→ **Task instructions**: Copy out every line of the records where the string "index" occurs.

→ **The data**:
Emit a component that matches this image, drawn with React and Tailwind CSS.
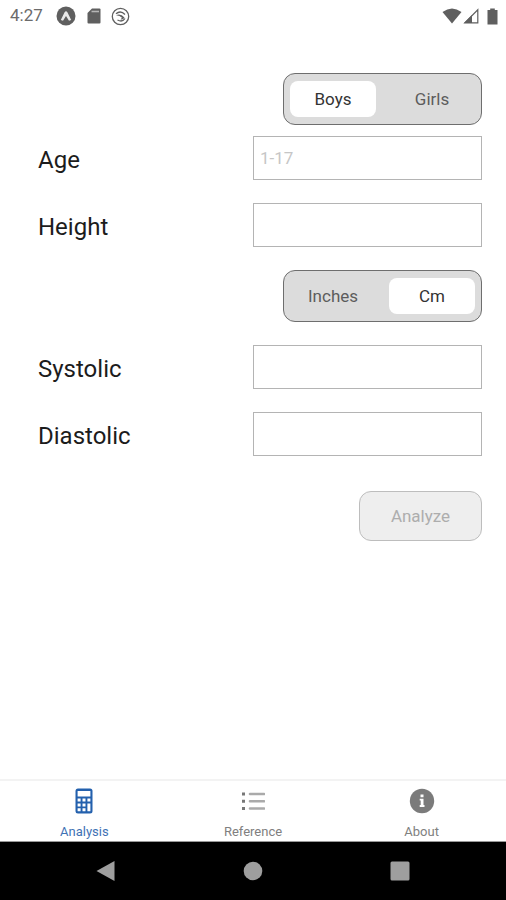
import React, { useState } from 'react';

const StatusBar = () => (
  <header className="flex h-8 items-center justify-between pl-[10px] pr-2 text-[#5f5f5f]">
    <div className="flex items-center">
      <span className="w-[46px] text-[17px] text-[#6b6b6b]">4:27</span>
      <svg width="20" height="20" viewBox="0 0 20 20" aria-hidden="true">
        <circle cx="10" cy="10" r="9.5" fill="currentColor" />
        <path d="M4.8 14 L8.6 6.2 Q10 4.4 11.4 6.2 L15.2 14 L13 14.8 L10 10 L7 14.8 Z" fill="#e8e8e8" />
      </svg>
      <svg className="ml-[11px]" width="14" height="16" viewBox="0 0 14 16" aria-hidden="true">
        <path d="M5 0.5 H12.5 Q13.5 0.5 13.5 1.5 V14.5 Q13.5 15.5 12.5 15.5 H1.5 Q0.5 15.5 0.5 14.5 V5 Z" fill="currentColor" />
        <path d="M4.5 3.5 H12" stroke="#b5b5b5" strokeWidth="1.6" />
      </svg>
      <svg className="ml-[10px]" width="19" height="19" viewBox="0 0 19 19" fill="none" stroke="currentColor" aria-hidden="true">
        <circle cx="9.5" cy="9.5" r="8.2" strokeWidth="1.3" />
        <path d="M5 6.8 Q9.5 2.8 14 7.5 M14 11.5 Q11.5 15.5 6.5 13" strokeWidth="1.3" />
        <path d="M5 8.2 Q9.5 5.8 13.5 10.5 Q12 13.2 9.5 12.4 L11 10.8 Q9 8.5 5 8.2 Z" fill="currentColor" stroke="none" />
      </svg>
    </div>
    <div className="flex items-center">
      <svg width="20" height="16" viewBox="0 0 20 16" aria-hidden="true">
        <path d="M0.5 4 Q10 -3 19.5 4 L10 15.5 Z" fill="currentColor" />
      </svg>
      <svg className="ml-px" width="16" height="16" viewBox="0 0 16 16" aria-hidden="true">
        <path d="M1.8 14.8 H14.8 V1.8 Z" fill="none" stroke="currentColor" strokeWidth="1.2" />
        <path d="M1 15 H9 V7 Z" fill="currentColor" />
      </svg>
      <svg className="ml-2" width="11" height="17" viewBox="0 0 11 17" aria-hidden="true">
        <path d="M3.2 0.5 H7.8 V2 H10.5 V16.5 H0.5 V2 H3.2 Z" fill="currentColor" />
      </svg>
    </div>
  </header>
);

const Toggle = ({ label, options, value, onChange }) => (
  <div
    role="group"
    aria-label={label}
    className="ml-auto mr-6 grid h-[52px] w-[199px] grid-cols-2 gap-[13px] rounded-xl border border-[#6e6e6e] bg-[#dcdcdc] px-[6px] py-[7px]"
  >
    {options.map((option) => (
      <button
        key={option}
        type="button"
        aria-pressed={value === option}
        onClick={() => onChange(option)}
        className={
          value === option
            ? 'rounded-lg bg-white pt-[2px] text-[17px] text-[#333]'
            : 'rounded-lg pt-[2px] text-[17px] text-[#5c5c5c]'
        }
      >
        {option}
      </button>
    ))}
  </div>
);

const Field = ({ id, label, placeholder, value, onChange }) => (
  <div className="grid grid-cols-2 items-center">
    <label htmlFor={id} className="pl-[38px] pt-[3px] text-2xl text-[#1c1c1c]">
      {label}
    </label>
    <input
      type="text"
      inputMode="numeric"
      id={id}
      name={id}
      placeholder={placeholder}
      value={value}
      onChange={onChange}
      className="mr-6 h-11 border border-[#b4b4b4] bg-white px-[6px] text-[17px] placeholder:text-[#c6c6c6]"
    />
  </div>
);

const CalculatorIcon = () => (
  <svg width="18" height="26" viewBox="0 0 18 26" aria-hidden="true">
    <rect x="0.5" y="0.5" width="17" height="25" rx="2.5" fill="#2360ad" />
    <path
      d="M2.6 3 H15.4 V8.4 H2.6 Z M2.6 10.5 H5.6 V13.5 H2.6 Z M7.5 10.5 H10.5 V13.5 H7.5 Z M12.4 10.5 H15.4 V13.5 H12.4 Z M2.6 15.5 H5.6 V18.5 H2.6 Z M7.5 15.5 H10.5 V18.5 H7.5 Z M12.4 15.5 H15.4 V23.2 H12.4 Z M2.6 20.3 H5.6 V23.2 H2.6 Z M7.5 20.3 H10.5 V23.2 H7.5 Z"
      fill="#fff"
    />
  </svg>
);

const ListIcon = () => (
  <svg width="24" height="26" viewBox="0 0 24 26" aria-hidden="true">
    <path d="M1 4.5 H4 V7.5 H1 Z M1 11.7 H4 V14.7 H1 Z M1 19 H4 V22 H1 Z" fill="#777" />
    <path d="M9 6 H23 M9 13.2 H23 M9 20.5 H23" stroke="#aaa" strokeWidth="2.6" strokeLinecap="round" />
  </svg>
);

const InfoIcon = () => (
  <svg width="26" height="26" viewBox="0 0 26 26" aria-hidden="true">
    <circle cx="13" cy="13" r="12.2" fill="#7b7b7b" />
    <path d="M11.5 6.5 H14.5 V9.2 H11.5 Z M10.7 10.8 H14.5 V17 H15.5 V19 H10.7 V17 H11.7 V12.6 H10.7 Z" fill="#fff" />
  </svg>
);

const tabs = [
  { name: 'Analysis', icon: CalculatorIcon },
  { name: 'Reference', icon: ListIcon },
  { name: 'About', icon: InfoIcon },
];

const TabBar = () => (
  <nav className="grid h-[63px] grid-cols-3 border-b border-t-2 border-b-[#999] border-t-[#f3f3f3]">
    {tabs.map(({ name, icon: Icon }) => (
      <a
        key={name}
        href={`#${name.toLowerCase()}`}
        className={
          name === 'Analysis'
            ? 'flex flex-col items-center gap-2 pt-[7px] text-[13px] leading-5 text-[#3f72b5]'
            : 'flex flex-col items-center gap-2 pt-[7px] text-[13px] leading-5 text-[#808080]'
        }
      >
        <Icon />
        {name}
      </a>
    ))}
  </nav>
);

const NavigationBar = () => (
  <footer className="flex h-[58px] items-center justify-between bg-black px-24 text-[#9e9e9e]">
    <button type="button" aria-label="Back">
      <svg width="20" height="22" viewBox="0 0 20 22" aria-hidden="true">
        <path d="M0.5 11 L18.5 1 V21 Z" fill="currentColor" />
      </svg>
    </button>
    <button type="button" aria-label="Home">
      <svg width="20" height="20" viewBox="0 0 20 20" aria-hidden="true">
        <circle cx="10" cy="10" r="9.3" fill="currentColor" />
      </svg>
    </button>
    <button type="button" aria-label="Recent apps">
      <svg width="20" height="20" viewBox="0 0 20 20" aria-hidden="true">
        <rect x="0.5" y="0.5" width="19" height="19" rx="1.5" fill="currentColor" />
      </svg>
    </button>
  </footer>
);

const App = () => {
  const [gender, setGender] = useState('Boys');
  const [unit, setUnit] = useState('Cm');
  const [formData, setFormData] = useState({
    age: '',
    height: '',
    systolic: '',
    diastolic: '',
  });

  const handleChange = (e) => {
    setFormData({
      ...formData,
      [e.target.name]: e.target.value,
    });
  };

  // Every reading is needed before the analysis can run
  const isComplete = Object.values(formData).every((value) => value !== '');

  return (
    <div className="flex min-h-screen flex-col bg-white font-[Roboto,sans-serif]">
      <StatusBar />
      <main className="flex-1 pt-[41px]">
        <form onSubmit={(e) => e.preventDefault()} className="flex flex-col gap-[23px]">
          <div className="flex flex-col gap-[11px]">
            <Toggle label="Gender" options={['Boys', 'Girls']} value={gender} onChange={setGender} />
            <Field id="age" label="Age" placeholder="1-17" value={formData.age} onChange={handleChange} />
          </div>
          <Field id="height" label="Height" value={formData.height} onChange={handleChange} />
          <Toggle label="Height unit" options={['Inches', 'Cm']} value={unit} onChange={setUnit} />
          <Field id="systolic" label="Systolic" value={formData.systolic} onChange={handleChange} />
          <Field id="diastolic" label="Diastolic" value={formData.diastolic} onChange={handleChange} />
          <button
            type="submit"
            disabled={!isComplete}
            className="ml-auto mr-6 mt-3 h-[50px] w-[123px] rounded-xl border border-[#333] bg-[#dcdcdc] pt-[2px] text-[17px] text-[#333] disabled:border-[#bdbdbd] disabled:bg-[#eee] disabled:text-[#adadad]"
          >
            Analyze
          </button>
        </form>
      </main>
      <TabBar />
      <NavigationBar />
    </div>
  );
};

export default App;
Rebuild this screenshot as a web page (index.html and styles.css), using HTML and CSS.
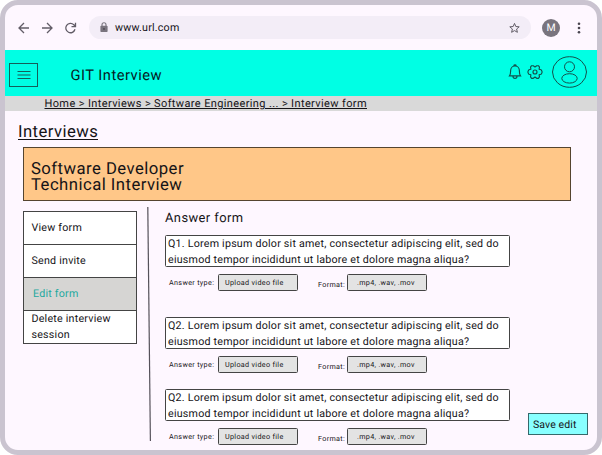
FILE: index.html
```html
<!DOCTYPE html>
<html lang="en">
<head>
<meta charset="utf-8">
<title>GIT Interview</title>
<link rel="stylesheet" href="styles.css">
</head>
<body>
<div class="window">
  <div class="toolbar">
    <svg class="nav" width="60" height="14" viewBox="0 0 60 14" fill="none" stroke="#625d67" stroke-width="1.3">
      <path d="M11 7H1.2M6 2L1 7l5 5"/>
      <path d="M24 7h9.8M29 2l5 5-5 5"/>
      <path d="M57 8.300A4.700 4.700 0 1 1 55.8 3.700L57.300 5.200M57.500 1.700v4h-4"/>
    </svg>
    <div class="address">
      <svg width="8" height="11" viewBox="0 0 8 11"><path d="M2 4V2.8a2 2 0 0 1 4 0V4" fill="none" stroke="#79747e" stroke-width="1.1"/><rect x=".4" y="3.8" width="7.2" height="6.2" rx=".8" fill="#79747e"/><circle cx="4" cy="6.9" r=".9" fill="#49454f"/></svg>
      <span class="url">www.url.com</span>
      <svg width="12" height="12" viewBox="0 0 12 12" fill="none" stroke="#625d67" stroke-width="1"><path d="M6.500 1.400l1.300 3.100 3.400.3-2.600 2.200.8 3.300-2.900-1.700-2.900 1.700.8-3.300-2.600-2.200 3.400-.3z"/></svg>
    </div>
    <div class="avatar">M</div>
    <svg class="dots" width="4" height="12" viewBox="0 0 4 12" fill="#49454f"><circle cx="2" cy="1.8" r="1.3"/><circle cx="2" cy="6" r="1.3"/><circle cx="2" cy="10.2" r="1.3"/></svg>
  </div>
  <header class="header">
    <div class="menu"><svg width="14" height="10" viewBox="0 0 14 10" stroke="#145f59" stroke-width="1.2"><path d="M.5 1.5h13M.5 5h13M.5 8.5h13"/></svg></div>
    <div class="brand">GIT Interview</div>
    <svg class="bell" width="14" height="16" viewBox="0 0 14 16" fill="none" stroke="#14504b" stroke-width="1.15"><path d="M1.500 11.800C2.700 10.200 2.600 9 2.600 6.800A4.400 5 0 0 1 11.400 6.800c0 2.200-.1 3.400 1.100 5zM5 12.200a2 2.100 0 0 0 4 0M5.900 1.800a1.100.9 0 0 1 2.200 0"/></svg>
    <svg class="gear" width="16" height="16" viewBox="0 0 16 16" fill="none" stroke="#14504b" stroke-width="1.15" stroke-linejoin="round"><path d="M4.600 1.700h1.700L8 3l1.700-1.300h1.700l1.100 1.500-.4 2 2 .6.900 1.500v1.400l-.9 1.500-2 .6.4 2-1.100 1.500H9.700L8 13l-1.700 1.300H4.600l-1.100-1.500.4-2-2-.6L1 8.700V7.300l.9-1.500 2-.6-.4-2z"/><circle cx="8" cy="8" r="2"/></svg>
    <svg class="profile" width="36" height="32" viewBox="0 0 36 32" fill="none" stroke="#14504b" stroke-width="1"><ellipse cx="17.500" cy="16" rx="17" ry="15.300"/><circle cx="17.500" cy="10.800" r="5"/><ellipse cx="17.500" cy="22.400" rx="7.700" ry="4.700"/></svg>
  </header>
  <nav class="crumbs"><span class="ul">Home &gt; Interviews &gt; Software Engineering ... &gt; Interview form</span></nav>
  <main>
    <h1 class="title"><span>Interviews</span></h1>
    <section class="banner">Software Developer<br>Technical Interview</section>
    <div class="columns">
      <ul class="side">
        <li>View form</li>
        <li>Send invite</li>
        <li class="active">Edit form</li>
        <li>Delete interview<br>session</li>
      </ul>
      <svg class="rule" width="5" height="234" viewBox="0 0 5 234"><path d="M.8 0L3.400 234" stroke="#55515a" stroke-width="1.200"/></svg>
      <section class="form">
        <h2>Answer form</h2>
        <div class="item first">
          <p>Q1. Lorem ipsum dolor sit amet, consectetur adipiscing elit, sed do<br>eiusmod tempor incididunt ut labore et dolore magna aliqua?</p>
          <div class="opts"><span class="label">Answer type:</span><span class="box">Upload video file</span><span class="label fmt">Format:</span><span class="box ext">.mp4, .wav, .mov</span></div>
        </div>
        <div class="item">
          <p>Q2. Lorem ipsum dolor sit amet, consectetur adipiscing elit, sed do<br>eiusmod tempor incididunt ut labore et dolore magna aliqua?</p>
          <div class="opts"><span class="label">Answer type:</span><span class="box">Upload video file</span><span class="label fmt">Format:</span><span class="box ext">.mp4, .wav, .mov</span></div>
        </div>
        <div class="item">
          <p>Q2. Lorem ipsum dolor sit amet, consectetur adipiscing elit, sed do<br>eiusmod tempor incididunt ut labore et dolore magna aliqua?</p>
          <div class="opts"><span class="label">Answer type:</span><span class="box">Upload video file</span><span class="label fmt">Format:</span><span class="box ext">.mp4, .wav, .mov</span></div>
        </div>
      </section>
      <button class="save">Save edit</button>
    </div>
  </main>
</div>
</body>
</html>
```
FILE: styles.css
```css
* { box-sizing: border-box; margin: 0; padding: 0; }
body { background: #fff; font-family: Roboto, "Liberation Sans", sans-serif; color: #151317; overflow: hidden; text-rendering: geometricPrecision; }
.window { width: 602px; height: 455px; border: 5px solid #cac4d0; border-radius: 18px; background: #fef7ff; overflow: hidden; }
.toolbar { height: 45px; display: flex; align-items: center; padding-left: 13px; }
.nav { margin-right: 11px; }
.address { width: 442px; height: 23px; border-radius: 12px; background: #f3edf7; display: flex; align-items: center; padding: 0 11px; }
.url { flex: 1; margin-left: 7px; font-size: 10.7px; letter-spacing: .2px; line-height: 14px; }
.avatar { width: 18px; height: 18px; border-radius: 50%; background: #79747e; color: #fff; font-size: 10.5px; line-height: 18.5px; text-align: center; margin-left: 11px; }
.dots { margin-left: 17px; }
.header { height: 46px; background: #00ffe4; display: flex; align-items: flex-start; padding-left: 4px; }
.menu { width: 29px; height: 24px; border: 1px solid #145f59; margin-top: 13px; display: flex; align-items: center; justify-content: center; }
.brand { width: 433px; margin: 16px 0 0 32.5px; font-size: 14.7px; line-height: 18px; letter-spacing: .48px; color: #06201e; }
.bell { margin: 14px 0 0 4px; }
.gear { margin: 14px 0 0 5.5px; }
.profile { margin: 6px 0 0 8.5px; }
.crumbs { height: 15px; background: #d9d9d9; padding-left: 39.5px; font-size: 11px; line-height: 15px; letter-spacing: .375px; white-space: nowrap; }
.ul { text-decoration: underline; text-underline-offset: 1px; text-decoration-thickness: 1px; }
.title { margin: 10px 0 0 13px; height: 22px; font-size: 16.7px; line-height: 22px; font-weight: 400; letter-spacing: .42px; }
.title span { border-bottom: 1px solid #151317; line-height: 23px; display: block; width: 80px; height: 19px; }
.banner { width: 548px; height: 54px; margin: 4px 0 0 18px; border: 1px solid #55452f; background: #ffc788; padding: 14px 0 0 7px; font-size: 16.7px; line-height: 16px; letter-spacing: .46px; }
.columns { display: flex; align-items: flex-start; padding-left: 18px; }
.side { width: 114px; margin-top: 10px; border: 1px solid #444; list-style: none; background: #fff; font-size: 10.7px; line-height: 16px; letter-spacing: .22px; }
.side li { height: 33px; padding-left: 7.5px; display: flex; align-items: center; border-bottom: 1px solid #444; white-space: nowrap; }
.side li:last-child { height: 32px; border-bottom: 0; }
.side .active { background: #d6d5d3; color: #1ea99f; padding-left: 9px; }
.rule { margin: 6px 0 0 10px; flex: none; }
.form { width: 345px; margin-left: 13px; }
.form h2 { margin-top: 9px; font-size: 12.9px; line-height: 18px; font-weight: 400; letter-spacing: .43px; }
.item { height: 72px; }
.item.first { height: 82px; margin-top: 7px; }
.item p { height: 32px; border: 1px solid #444; border-radius: 1.5px; background: #fff; padding-left: 2px; font-size: 10.7px; line-height: 15.7px; letter-spacing: .22px; white-space: nowrap; }
.opts { display: flex; margin-top: 7px; padding-left: 4px; font-size: 7.2px; line-height: 17px; white-space: nowrap; letter-spacing: .34px; }
.label { width: 49px; }
.box { width: 80px; height: 17px; border: 1px solid #444; border-radius: 1.5px; background: #e3e3e3; padding-left: 6px; line-height: 15.5px; letter-spacing: .32px; }
.fmt { width: 29px; margin-left: 20px; padding-top: 2px; }
.ext { padding-left: 9px; }
.save { margin: 212px 0 0 18px; width: 60px; height: 22px; background: #88ffff; border: 1px solid #35696b; font: 10.5px/20px Roboto, sans-serif; letter-spacing: .1px; color: #151317; text-align: left; padding-left: 4px; padding-top: 1px; text-rendering: geometricPrecision; }
```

→ **Written reply**:
Rebuild this screenshot as a web page (index.html and styles.css), using HTML and CSS.
FILE: index.html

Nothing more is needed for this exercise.